John Coulter, qui travaille dans la post-production pour la télévision et le cinéma et vit dans le même quartier, est du même avis. Pour lui, la famille royale incarne une société de classe dans laquelle l’ascension sociale est difficile. De son point de vue, elle peut conserver ses titres et ses châteaux, mais il souhaite que le pays soit représenté par un élu. «Sinon, nous n’aurions jamais un musulman ou une personne juive à la tête de l’État», dit-il. Selon lui, tout le monde devrait avoir la possibilité d’accéder à la fonction de chef d’État.

Liz Truss aussi était autrefois opposée à la famille royale

Un point de vue que la nouvelle Première ministre britannique, Liz Truss, a également défendu autrefois. Lorsqu’elle était membre du parti libéral-démocrate au milieu des années 1990, elle a déclaré un jour devant une caméra de télévision qu’il était «honteux» que des hommes soient nés pour régner. Elle a changé d’avis depuis.

En Écosse, la question de l'indépendance fait régulièrement l’objet de discussions. Le fait que la monarchie y ait de nombreux opposants s’est notamment manifesté lors de la proclamation du roi Charles III comme nouveau roi à Edimbourg - de nombreuses huées se sont fait entendre dans la foule.

Quid des anciennes colonies britanniques?

Bien plus qu’une opinion minoritaire, les anciennes colonies des Caraïbes critiquent la monarchie. Le chef du gouvernement d’Antigua-et-Barbuda a par exemple annoncé, immédiatement après la mort de la reine, qu’il organiserait un référendum sur la séparation de la famille royale britannique dans les trois ans.

À la Barbade, qui n’a renoncé à la famille royale britannique et s’est déclarée république qu’en novembre dernier, et en Jamaïque, où le Premier ministre Andrew Holness avait laissé entendre en mars qu’il se séparerait de la couronne, les chefs de gouvernement ont présenté leurs condoléances et exprimé leur admiration pour Elizabeth II. Mais des voix caribéennes se sont également élevées pour rejeter cette idée, compte tenu de l’histoire de la domination coloniale britannique.

Selon un rapport du journal «Jamaica Star», les représentants de la religion rastafari en Jamaïque – dont l’adepte le plus connu était Bob Marley – ne voulaient pas participer au deuil national décrété dans le pays.

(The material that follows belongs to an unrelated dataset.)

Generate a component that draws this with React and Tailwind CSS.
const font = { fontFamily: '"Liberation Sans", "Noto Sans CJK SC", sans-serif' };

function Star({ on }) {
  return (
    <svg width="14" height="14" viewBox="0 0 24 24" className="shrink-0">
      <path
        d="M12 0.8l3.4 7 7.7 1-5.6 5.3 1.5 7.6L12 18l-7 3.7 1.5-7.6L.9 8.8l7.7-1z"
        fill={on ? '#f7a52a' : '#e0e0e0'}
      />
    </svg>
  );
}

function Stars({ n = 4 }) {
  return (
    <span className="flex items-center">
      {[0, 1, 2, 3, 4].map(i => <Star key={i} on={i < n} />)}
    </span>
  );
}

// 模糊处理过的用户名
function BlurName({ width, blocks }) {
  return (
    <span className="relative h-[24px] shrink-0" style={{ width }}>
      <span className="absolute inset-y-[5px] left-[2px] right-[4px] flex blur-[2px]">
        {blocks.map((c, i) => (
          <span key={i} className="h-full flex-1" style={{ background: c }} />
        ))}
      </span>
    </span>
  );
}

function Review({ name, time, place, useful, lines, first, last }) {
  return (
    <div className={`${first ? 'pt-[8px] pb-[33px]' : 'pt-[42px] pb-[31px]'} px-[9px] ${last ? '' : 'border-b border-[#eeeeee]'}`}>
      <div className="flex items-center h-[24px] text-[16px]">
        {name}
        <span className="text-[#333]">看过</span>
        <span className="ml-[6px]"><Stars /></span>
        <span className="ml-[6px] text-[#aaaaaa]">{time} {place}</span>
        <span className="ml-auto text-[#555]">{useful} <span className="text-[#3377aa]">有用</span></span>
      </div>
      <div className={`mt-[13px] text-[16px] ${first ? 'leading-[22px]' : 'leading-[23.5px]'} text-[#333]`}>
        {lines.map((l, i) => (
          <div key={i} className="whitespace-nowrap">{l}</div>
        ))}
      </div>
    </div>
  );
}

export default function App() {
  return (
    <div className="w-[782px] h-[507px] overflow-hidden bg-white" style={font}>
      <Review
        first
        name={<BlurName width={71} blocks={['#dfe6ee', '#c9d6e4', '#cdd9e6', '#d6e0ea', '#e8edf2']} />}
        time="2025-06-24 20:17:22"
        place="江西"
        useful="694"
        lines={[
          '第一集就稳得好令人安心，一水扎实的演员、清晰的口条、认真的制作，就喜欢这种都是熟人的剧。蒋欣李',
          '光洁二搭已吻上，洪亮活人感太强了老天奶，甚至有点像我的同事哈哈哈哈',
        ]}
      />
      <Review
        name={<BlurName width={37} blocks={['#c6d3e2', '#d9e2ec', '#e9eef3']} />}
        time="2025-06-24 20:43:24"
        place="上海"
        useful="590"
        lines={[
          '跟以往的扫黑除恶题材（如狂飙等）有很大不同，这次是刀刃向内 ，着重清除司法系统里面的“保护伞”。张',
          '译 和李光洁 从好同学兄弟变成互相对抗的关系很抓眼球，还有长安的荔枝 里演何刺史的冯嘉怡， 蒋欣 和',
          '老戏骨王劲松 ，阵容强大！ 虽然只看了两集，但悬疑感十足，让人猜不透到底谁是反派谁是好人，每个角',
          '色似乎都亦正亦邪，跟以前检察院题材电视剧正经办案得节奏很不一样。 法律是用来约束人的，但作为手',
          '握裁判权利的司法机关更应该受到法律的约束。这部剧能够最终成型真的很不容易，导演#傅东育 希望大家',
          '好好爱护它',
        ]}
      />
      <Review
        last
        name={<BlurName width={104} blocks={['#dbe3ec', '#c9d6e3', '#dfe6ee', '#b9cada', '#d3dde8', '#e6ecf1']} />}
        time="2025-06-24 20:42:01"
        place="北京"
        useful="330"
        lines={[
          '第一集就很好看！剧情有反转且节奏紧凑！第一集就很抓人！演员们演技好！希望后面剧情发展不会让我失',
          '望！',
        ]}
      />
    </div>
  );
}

Cela n’est pas dirigé contre la reine personnellement, mais contre le système colonial qu’elle a dirigé, a déclaré le prêtre Trevor Stewart.

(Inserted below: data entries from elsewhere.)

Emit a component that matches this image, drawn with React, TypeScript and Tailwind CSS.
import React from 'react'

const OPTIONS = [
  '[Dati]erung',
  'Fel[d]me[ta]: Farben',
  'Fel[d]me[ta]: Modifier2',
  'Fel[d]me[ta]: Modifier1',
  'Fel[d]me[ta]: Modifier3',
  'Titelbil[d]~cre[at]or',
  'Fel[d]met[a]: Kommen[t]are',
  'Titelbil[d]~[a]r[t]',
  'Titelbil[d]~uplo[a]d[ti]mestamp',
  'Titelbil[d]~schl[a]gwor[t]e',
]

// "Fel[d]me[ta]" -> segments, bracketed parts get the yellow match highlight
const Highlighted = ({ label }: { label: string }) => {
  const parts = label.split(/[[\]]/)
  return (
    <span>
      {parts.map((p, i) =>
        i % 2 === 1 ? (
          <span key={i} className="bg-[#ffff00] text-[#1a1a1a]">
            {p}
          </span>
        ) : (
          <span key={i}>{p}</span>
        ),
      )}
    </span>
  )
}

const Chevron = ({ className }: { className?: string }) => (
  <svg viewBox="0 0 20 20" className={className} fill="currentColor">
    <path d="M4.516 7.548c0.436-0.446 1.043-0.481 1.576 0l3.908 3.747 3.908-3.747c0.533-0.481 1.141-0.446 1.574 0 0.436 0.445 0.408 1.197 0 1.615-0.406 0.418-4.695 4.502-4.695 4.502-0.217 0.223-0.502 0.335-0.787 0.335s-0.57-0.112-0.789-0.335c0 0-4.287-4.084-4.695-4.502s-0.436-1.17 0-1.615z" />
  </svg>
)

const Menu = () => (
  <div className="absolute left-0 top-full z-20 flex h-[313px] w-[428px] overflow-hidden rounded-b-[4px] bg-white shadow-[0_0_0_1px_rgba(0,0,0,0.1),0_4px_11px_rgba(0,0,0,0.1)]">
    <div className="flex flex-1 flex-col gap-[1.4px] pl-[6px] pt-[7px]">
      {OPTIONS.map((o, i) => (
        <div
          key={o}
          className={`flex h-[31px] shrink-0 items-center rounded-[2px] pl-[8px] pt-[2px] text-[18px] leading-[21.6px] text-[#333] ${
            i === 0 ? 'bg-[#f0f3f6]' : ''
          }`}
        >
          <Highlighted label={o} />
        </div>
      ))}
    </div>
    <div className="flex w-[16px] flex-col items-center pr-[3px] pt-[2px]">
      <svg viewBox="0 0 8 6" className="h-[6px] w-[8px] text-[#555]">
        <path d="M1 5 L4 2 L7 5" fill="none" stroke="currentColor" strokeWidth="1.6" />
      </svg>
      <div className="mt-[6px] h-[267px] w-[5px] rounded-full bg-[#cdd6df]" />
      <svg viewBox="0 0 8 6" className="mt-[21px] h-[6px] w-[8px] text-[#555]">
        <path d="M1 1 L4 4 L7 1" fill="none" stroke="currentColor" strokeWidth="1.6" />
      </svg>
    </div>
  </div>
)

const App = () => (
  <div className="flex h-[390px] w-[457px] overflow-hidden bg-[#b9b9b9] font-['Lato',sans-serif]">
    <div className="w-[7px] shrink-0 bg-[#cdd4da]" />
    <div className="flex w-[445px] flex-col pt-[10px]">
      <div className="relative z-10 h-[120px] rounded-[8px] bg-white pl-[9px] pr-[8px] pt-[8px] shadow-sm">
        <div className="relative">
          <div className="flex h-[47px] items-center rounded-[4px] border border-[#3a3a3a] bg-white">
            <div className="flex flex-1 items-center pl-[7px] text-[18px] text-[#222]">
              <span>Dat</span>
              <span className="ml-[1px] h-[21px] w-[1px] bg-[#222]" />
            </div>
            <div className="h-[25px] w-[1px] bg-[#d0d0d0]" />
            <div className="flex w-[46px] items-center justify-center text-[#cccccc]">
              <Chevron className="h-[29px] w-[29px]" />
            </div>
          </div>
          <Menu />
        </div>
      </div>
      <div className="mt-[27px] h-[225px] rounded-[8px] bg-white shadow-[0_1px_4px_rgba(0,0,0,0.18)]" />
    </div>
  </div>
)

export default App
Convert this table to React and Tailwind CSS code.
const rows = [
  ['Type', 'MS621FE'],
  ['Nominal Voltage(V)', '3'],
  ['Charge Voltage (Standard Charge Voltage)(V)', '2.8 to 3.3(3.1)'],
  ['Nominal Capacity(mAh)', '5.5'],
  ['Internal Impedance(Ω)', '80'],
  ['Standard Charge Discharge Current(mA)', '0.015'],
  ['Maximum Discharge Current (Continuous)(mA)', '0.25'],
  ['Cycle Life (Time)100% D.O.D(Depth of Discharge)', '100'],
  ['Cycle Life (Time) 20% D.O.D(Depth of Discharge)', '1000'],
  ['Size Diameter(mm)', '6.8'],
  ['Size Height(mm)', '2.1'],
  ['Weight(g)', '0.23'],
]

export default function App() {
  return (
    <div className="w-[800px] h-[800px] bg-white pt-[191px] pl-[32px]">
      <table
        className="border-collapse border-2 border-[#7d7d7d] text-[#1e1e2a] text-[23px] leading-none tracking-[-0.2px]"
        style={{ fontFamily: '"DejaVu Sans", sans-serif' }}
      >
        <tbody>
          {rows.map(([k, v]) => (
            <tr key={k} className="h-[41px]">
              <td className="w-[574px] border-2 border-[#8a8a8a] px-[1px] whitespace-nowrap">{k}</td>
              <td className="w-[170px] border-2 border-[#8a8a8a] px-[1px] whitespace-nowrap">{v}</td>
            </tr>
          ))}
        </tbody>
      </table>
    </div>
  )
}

Certains sont allés plus loin. L’écrivain Ruel Johnson, originaire de la Guyane sud-américaine, a par exemple cité sur Facebook un poème de Martin Carter, qui avait été emprisonné en 1954 pour avoir protesté contre la domination britannique sur ce petit pays – à l’époque, Elizabeth II était reine et l’actuelle Guyane était une colonie britannique. Ruel Johnson a écrit à ce sujet: «Connaissez l’histoire. On vous a donné une image soigneusement idéalisée de tasses de thé et de crumpets (ndlr: une variété de petits pains consommés au Royaume-Uni), alors que ce qui existe a été construit sur le sang et l’injustice.»

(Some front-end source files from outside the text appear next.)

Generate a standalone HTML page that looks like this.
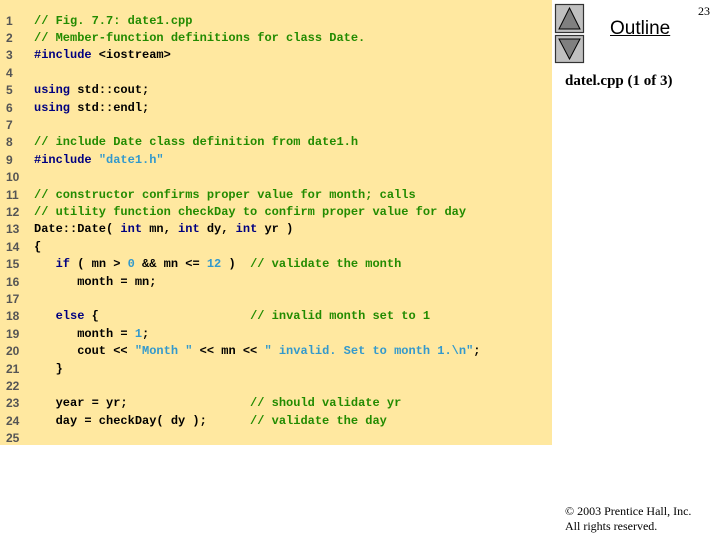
<!DOCTYPE html>
<html><head><meta charset="utf-8"><style>
body{margin:0;width:720px;height:540px;background:#fff;position:relative;overflow:hidden}
#panel{position:absolute;left:0;top:0;width:552px;height:445px;background:#FFE8A0}
.l{position:absolute;left:0;height:17px;line-height:17px;white-space:pre;font-family:"Liberation Mono",monospace;font-weight:bold;font-size:12px;color:#000}
.n{position:absolute;left:6px;width:20px;font-family:"Liberation Sans",sans-serif;font-weight:bold;font-size:12px;color:#555}
.c{position:absolute;left:34px}
.g{color:#228B00}.k{color:#000080}.s{color:#3399CC}
.t{position:absolute;font-family:"Liberation Serif",serif}
</style></head><body>
<div id="panel"></div>
<div id="code"></div>
<svg style="position:absolute;left:554px;top:3px" width="32" height="61">
<rect x="1.5" y="1.5" width="28" height="28" fill="#c0c0c0" stroke="#333" stroke-width="1.2"/>
<polygon points="15.5,5 26,26 5,26" fill="#808080" stroke="#000"/>
<rect x="1.5" y="32.5" width="28" height="27" fill="#c0c0c0" stroke="#333" stroke-width="1.2"/>
<polygon points="5,36 26,36 15.5,56" fill="#808080" stroke="#000"/>
</svg>
<div style="position:absolute;left:610px;top:18px;font-family:'Liberation Sans',sans-serif;font-size:19px;text-decoration:underline">Outline</div>
<div class="t" style="left:698px;top:4px;font-size:12px">23</div>
<div class="t" style="left:565px;top:73px;font-size:15px;font-weight:bold">datel.cpp (1 of 3)</div>
<div class="t" style="left:565px;top:504px;font-size:12px">© 2003 Prentice Hall, Inc.</div>
<div class="t" style="left:565px;top:519px;font-size:12px">All rights reserved.</div>
<script>
var L=[
'<span class="g">// Fig. 7.7: date1.cpp</span>',
'<span class="g">// Member-function definitions for class Date.</span>',
'<span class="k">#include</span> &lt;iostream&gt;',
'',
'<span class="k">using</span> std::cout;',
'<span class="k">using</span> std::endl;',
'',
'<span class="g">// include Date class definition from date1.h</span>',
'<span class="k">#include</span> <span class="s">"date1.h"</span>',
'',
'<span class="g">// constructor confirms proper value for month; calls</span>',
'<span class="g">// utility function checkDay to confirm proper value for day</span>',
'Date::Date( <span class="k">int</span> mn, <span class="k">int</span> dy, <span class="k">int</span> yr )',
'{',
'   <span class="k">if</span> ( mn &gt; <span class="s">0</span> &amp;&amp; mn &lt;= <span class="s">12</span> )  <span class="g">// validate the month</span>',
'      month = mn;',
'',
'   <span class="k">else</span> {                     <span class="g">// invalid month set to 1</span>',
'      month = <span class="s">1</span>;',
'      cout &lt;&lt; <span class="s">"Month "</span> &lt;&lt; mn &lt;&lt; <span class="s">" invalid. Set to month 1.\\n"</span>;',
'   }',
'',
'   year = yr;                 <span class="g">// should validate yr</span>',
'   day = checkDay( dy );      <span class="g">// validate the day</span>',
''];
var h='';
for(var i=0;i<L.length;i++){var y=12.5+i*17.4;h+='<div class="l" style="top:'+y+'px"><span class="n">'+(i+1)+'</span><span class="c">'+L[i]+'</span></div>';}
document.getElementById('code').innerHTML=h;
</script>
</body></html>
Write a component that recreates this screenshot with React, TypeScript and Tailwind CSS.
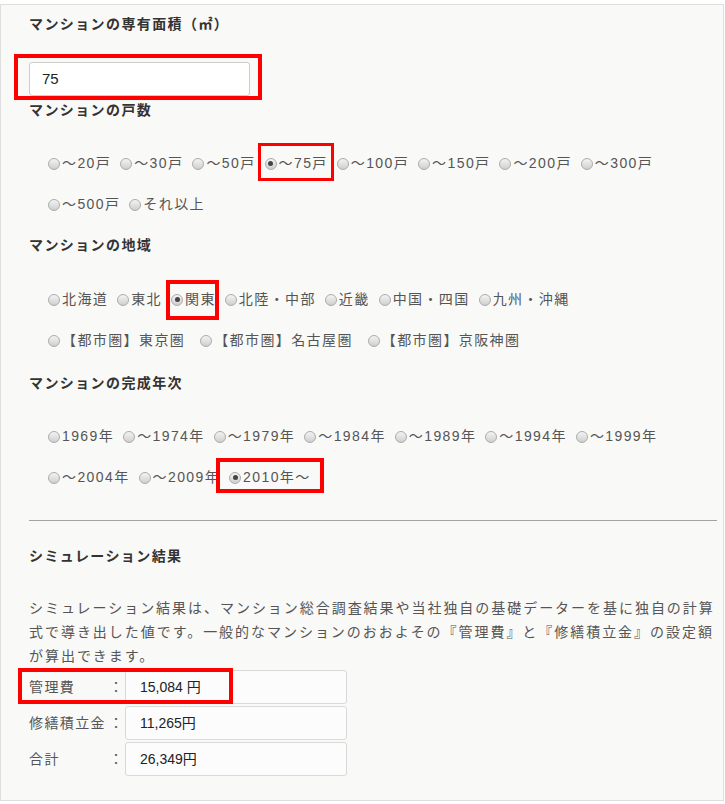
import React from "react";

type Opt = { label: string; checked?: boolean; mark?: string; gap?: string };

const sizeRows: Opt[][] = [
  [
    { label: "〜20戸" },
    { label: "〜30戸" },
    { label: "〜50戸" },
    {
      label: "〜75戸",
      checked: true,
      mark: "-left-[7px] -right-[6px] -top-[11px] -bottom-[7px] border-[3px]",
    },
    { label: "〜100戸" },
    { label: "〜150戸" },
    { label: "〜200戸" },
    { label: "〜300戸" },
  ],
  [{ label: "〜500戸" }, { label: "それ以上" }],
];

const areaRows: Opt[][] = [
  [
    { label: "北海道" },
    { label: "東北" },
    {
      label: "関東",
      checked: true,
      mark: "-left-[5px] -right-[3px] -top-[10px] -bottom-[10px] border-4",
    },
    { label: "北陸・中部" },
    { label: "近畿" },
    { label: "中国・四国" },
    { label: "九州・沖縄" },
  ],
  [
    { label: "【都市圏】東京圏", gap: "mr-[15px]" },
    { label: "【都市圏】名古屋圏", gap: "mr-[15px]" },
    { label: "【都市圏】京阪神圏", gap: "mr-[15px]" },
  ],
];

const yearRows: Opt[][] = [
  [
    { label: "1969年" },
    { label: "〜1974年" },
    { label: "〜1979年" },
    { label: "〜1984年" },
    { label: "〜1989年" },
    { label: "〜1994年" },
    { label: "〜1999年" },
  ],
  [
    { label: "〜2004年" },
    { label: "〜2009年" },
    {
      label: "2010年〜",
      checked: true,
      mark: "-left-[13px] -right-[13px] -top-[10px] -bottom-[5px] border-4",
    },
  ],
];

const results = [
  { label: "管理費", value: "15,084 円", mark: true },
  { label: "修繕積立金", value: "11,265円" },
  { label: "合計", value: "26,349円" },
];

function Radio({ opt }: { opt: Opt }) {
  return (
    <label className={`relative flex items-center h-5 ${opt.gap ?? "mr-[9px]"}`}>
      <span className="w-[12px] h-[12px] rounded-full border border-[#acacac] bg-gradient-to-b from-[#f4f4f4] to-[#cfcfcf] flex items-center justify-center">
        {opt.checked && (
          <span className="w-[5px] h-[5px] rounded-full bg-[#444]" />
        )}
      </span>
      <span className="ml-[2px] whitespace-pre">{opt.label}</span>
      {opt.mark && (
        <span className={`absolute border-[#ff0000] ${opt.mark}`} />
      )}
    </label>
  );
}

function Group({ rows, top }: { rows: Opt[][]; top: string }) {
  return (
    <div className={`${top} pl-[19px]`}>
      {rows.map((row, i) => (
        <div key={i} className="flex items-center h-[41px]">
          {row.map((o) => (
            <Radio key={o.label} opt={o} />
          ))}
        </div>
      ))}
    </div>
  );
}

function Heading({ children, top }: { children: React.ReactNode; top: string }) {
  return (
    <h3 className={`${top} text-[14px] leading-5 font-bold text-[#333]`}>
      {children}
    </h3>
  );
}

export default function App() {
  return (
    <div
      className="bg-white pt-[4px] text-[14px] tracking-[0.1em] text-[#555]"
      style={{ fontFamily: '"Liberation Sans", "Noto Sans CJK JP", sans-serif' }}
    >
      <div className="w-[724px] border border-[#dedede] bg-[#f9f9f7] pl-[28px] pr-[6px] pt-[9px] pb-[24px]">
        <Heading top="">マンションの専有面積（㎡）</Heading>
        <div className="relative mt-[28px] w-[221px]">
          <div className="h-[34px] border border-[#cccccc] rounded-[3px] bg-white flex items-center pl-[12px] text-[15px] tracking-normal text-[#222]">
            75
          </div>
          <span className="absolute -left-[15px] -right-[12px] -top-[8px] -bottom-[4px] border-4 border-[#ff0000]" />
        </div>

        <Heading top="mt-[4px]">マンションの戸数</Heading>
        <Group rows={sizeRows} top="mt-[23px]" />

        <Heading top="mt-[10px]">マンションの地域</Heading>
        <Group rows={areaRows} top="mt-[24px]" />

        <Heading top="mt-[12px]">マンションの完成年次</Heading>
        <Group rows={yearRows} top="mt-[23px]" />

        <hr className="mt-[22px] border-0 border-t border-[#a3a3a3]" />

        <Heading top="mt-[25px]">シミュレーション結果</Heading>
        <p className="mt-[30px] leading-6 tracking-[0.14em] whitespace-nowrap">
          シミュレーション結果は、マンション総合調査結果や当社独自の基礎データーを基に独自の計算
          <br />
          式で導き出した値です。一般的なマンションのおおよその『管理費』と『修繕積立金』の設定額
          <br />
          が算出できます。
        </p>

        <div className="mt-[2px] flex flex-col gap-[2px]">
          {results.map((r) => (
            <div key={r.label} className="relative flex items-center h-[34px] w-[319px]">
              <span className="w-[80px] whitespace-nowrap">{r.label}</span>
              <span className="w-[16px]">：</span>
              <div className="h-[34px] w-[222px] border border-[#d9d9d9] rounded-[3px] bg-[#fcfcfc] flex items-center pl-[14px] tracking-normal text-[#222]">
                {r.value}
              </div>
              {r.mark && (
                <span className="absolute -left-[11px] right-[115px] -top-[2px] bottom-0 border-4 border-[#ff0000]" />
              )}
            </div>
          ))}
        </div>
      </div>
    </div>
  );
}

«Que ses douleurs soient insupportables»

C’est la professeure Uju Anya de l’université Carnegie Mellon aux États-Unis, originaire du Nigeria, qui a certainement provoqué le plus d'émoi. Alors qu’Elizabeth II était en train de mourir, elle a tweeté: «Que ses douleurs soient insupportables».

Plusieurs personnalités, dont le fondateur d'Amazon, Jeff Bezos, ont vivement critiqué son message. Twitter a retiré la publication, tandis que l'université Carnegie Mellon s'est distanciée de son employée dans un communiqué.

La professeure a écrit en guise d’explication, en faisant référence à la guerre civile nigériane: «Si quelqu’un attend de moi que j’exprime autre chose que du mépris pour la monarque ayant supervisé un gouvernement qui a soutenu le génocide qui a massacré et déplacé la moitié de ma famille et dont les survivants tentent toujours de surmonter les conséquences, vous pouvez continuer à faire des vœux pieux.»